EXERCISE REQUIREMENTS> Copy out each line exactly; pictures stay out of the copy.

══════════════════════════════

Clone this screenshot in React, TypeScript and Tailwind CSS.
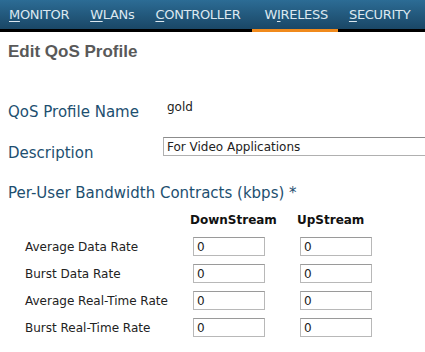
const navItems = [
  { key: "M", rest: "ONITOR", active: false },
  { key: "W", rest: "LANs", active: false },
  { key: "C", rest: "ONTROLLER", active: false },
  { key: "WI", rest: "RELESS", active: true, underlineIdx: 1 },
  { key: "S", rest: "ECURITY", active: false },
];

const rows = [
  "Average Data Rate",
  "Burst Data Rate",
  "Average Real-Time Rate",
  "Burst Real-Time Rate",
];

const verdana = "font-['DejaVu_Sans',Verdana,sans-serif]";

function NavLabel({ item }: { item: (typeof navItems)[number] }) {
  if (item.underlineIdx === 1) {
    return (
      <span>
        W<span className="underline underline-offset-2">I</span>
        {item.rest}
      </span>
    );
  }
  return (
    <span>
      <span className="underline underline-offset-2">{item.key}</span>
      {item.rest}
    </span>
  );
}

function SmallInput({ value }: { value: string }) {
  return (
    <input
      readOnly
      value={value}
      className={`w-[72px] h-[19px] shrink-0 border border-[#b8b8b8] border-t-[#9a9a9a] bg-white px-[3px] text-[12px] text-[#222] ${verdana} outline-none`}
    />
  );
}

export default function App() {
  return (
    <div className="w-[425px] h-[352px] overflow-hidden bg-white">
      <nav className="flex h-[29px] bg-gradient-to-b from-[#2c6c95] to-[#1a4766] pl-[9px] gap-[21px] items-center">
        {navItems.map((item) => (
          <div key={item.rest} className={`relative h-full flex items-center ${item.active ? "ml-[3px]" : ""}`}>
            <span className={`text-[13px] tracking-[-0.3px] text-[#dce8f0] ${verdana}`}>
              <NavLabel item={item} />
            </span>
            {item.active && (
              <div className="absolute left-[-12px] right-[-10px] bottom-[-3px] h-[3px] bg-[#f08a1c]" />
            )}
          </div>
        ))}
      </nav>
      <div className="h-[3px] bg-black" />

      <div className="px-[8px] font-['Liberation_Sans',Arial,sans-serif]">
        <h1 className="mt-[10px] text-[17px] font-bold text-[#595959] leading-[20px]">
          Edit QoS Profile
        </h1>

        <div className="mt-[40px] flex items-center h-[20px]">
          <span className={`w-[159px] shrink-0 text-[15px] leading-[20px] text-[#1d4f70] ${verdana}`}>QoS Profile Name</span>
          <span className={`text-[12px] leading-[16px] text-[#222] ${verdana} -mt-[10px]`}>gold</span>
        </div>

        <div className="mt-[15px] flex items-start">
          <span className={`w-[155px] shrink-0 mt-[7px] text-[15px] leading-[18px] text-[#1d4f70] ${verdana}`}>Description</span>
          <input
            readOnly
            value="For Video Applications"
            className={`w-[280px] h-[19px] shrink-0 border border-[#b0b0b0] border-t-[#8c8c8c] bg-white px-[3px] text-[12px] text-[#222] ${verdana} outline-none`}
          />
        </div>

        <div className={`mt-[21px] text-[15px] leading-[20px] text-[#1d4f70] ${verdana}`}>
          Per-User Bandwidth Contracts (kbps) *
        </div>

        <div className={`mt-[8px] ${verdana} text-[12px]`}>
          <div className="flex h-[18px] items-center font-bold text-[#111]">
            <span className="w-[182px]" />
            <span className="w-[107px]">DownStream</span>
            <span>UpStream</span>
          </div>
          <div className="mt-[8px] flex flex-col gap-[8px]">
            {rows.map((r) => (
              <div key={r} className="flex items-center">
                <span className="w-[185px] shrink-0 pl-[17px] text-[#222]">{r}</span>
                <SmallInput value="0" />
                <span className="w-[35px] shrink-0" />
                <SmallInput value="0" />
              </div>
            ))}
          </div>
        </div>
      </div>
    </div>
  );
}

══════════════════════════════

SOLVED PROBLEM>
Clone this screenshot in React, TypeScript and Tailwind CSS.
const navItems = [
  { key: "M", rest: "ONITOR", active: false },
  { key: "W", rest: "LANs", active: false },
  { key: "C", rest: "ONTROLLER", active: false },
  { key: "WI", rest: "RELESS", active: true, underlineIdx: 1 },
  { key: "S", rest: "ECURITY", active: false },
];

const rows = [
  "Average Data Rate",
  "Burst Data Rate",
  "Average Real-Time Rate",
  "Burst Real-Time Rate",
];

const verdana = "font-['DejaVu_Sans',Verdana,sans-serif]";

function NavLabel({ item }: { item: (typeof navItems)[number] }) {
  if (item.underlineIdx === 1) {
    return (
      <span>
        W<span className="underline underline-offset-2">I</span>
        {item.rest}
      </span>
    );
  }
  return (
    <span>
      <span className="underline underline-offset-2">{item.key}</span>
      {item.rest}
    </span>
  );
}

function SmallInput({ value }: { value: string }) {
  return (
    <input
      readOnly
      value={value}
      className={`w-[72px] h-[19px] shrink-0 border border-[#b8b8b8] border-t-[#9a9a9a] bg-white px-[3px] text-[12px] text-[#222] ${verdana} outline-none`}
    />
  );
}

export default function App() {
  return (
    <div className="w-[425px] h-[352px] overflow-hidden bg-white">
      <nav className="flex h-[29px] bg-gradient-to-b from-[#2c6c95] to-[#1a4766] pl-[9px] gap-[21px] items-center">
        {navItems.map((item) => (
          <div key={item.rest} className={`relative h-full flex items-center ${item.active ? "ml-[3px]" : ""}`}>
            <span className={`text-[13px] tracking-[-0.3px] text-[#dce8f0] ${verdana}`}>
              <NavLabel item={item} />
            </span>
            {item.active && (
              <div className="absolute left-[-12px] right-[-10px] bottom-[-3px] h-[3px] bg-[#f08a1c]" />
            )}
          </div>
        ))}
      </nav>
      <div className="h-[3px] bg-black" />

      <div className="px-[8px] font-['Liberation_Sans',Arial,sans-serif]">
        <h1 className="mt-[10px] text-[17px] font-bold text-[#595959] leading-[20px]">
          Edit QoS Profile
        </h1>

        <div className="mt-[40px] flex items-center h-[20px]">
          <span className={`w-[159px] shrink-0 text-[15px] leading-[20px] text-[#1d4f70] ${verdana}`}>QoS Profile Name</span>
          <span className={`text-[12px] leading-[16px] text-[#222] ${verdana} -mt-[10px]`}>gold</span>
        </div>

        <div className="mt-[15px] flex items-start">
          <span className={`w-[155px] shrink-0 mt-[7px] text-[15px] leading-[18px] text-[#1d4f70] ${verdana}`}>Description</span>
          <input
            readOnly
            value="For Video Applications"
            className={`w-[280px] h-[19px] shrink-0 border border-[#b0b0b0] border-t-[#8c8c8c] bg-white px-[3px] text-[12px] text-[#222] ${verdana} outline-none`}
          />
        </div>

        <div className={`mt-[21px] text-[15px] leading-[20px] text-[#1d4f70] ${verdana}`}>
          Per-User Bandwidth Contracts (kbps) *
        </div>

        <div className={`mt-[8px] ${verdana} text-[12px]`}>
          <div className="flex h-[18px] items-center font-bold text-[#111]">
            <span className="w-[182px]" />
            <span className="w-[107px]">DownStream</span>
            <span>UpStream</span>
          </div>
          <div className="mt-[8px] flex flex-col gap-[8px]">
            {rows.map((r) => (
              <div key={r} className="flex items-center">
                <span className="w-[185px] shrink-0 pl-[17px] text-[#222]">{r}</span>
                <SmallInput value="0" />
                <span className="w-[35px] shrink-0" />
                <SmallInput value="0" />
              </div>
            ))}
          </div>
        </div>
      </div>
    </div>
  );
}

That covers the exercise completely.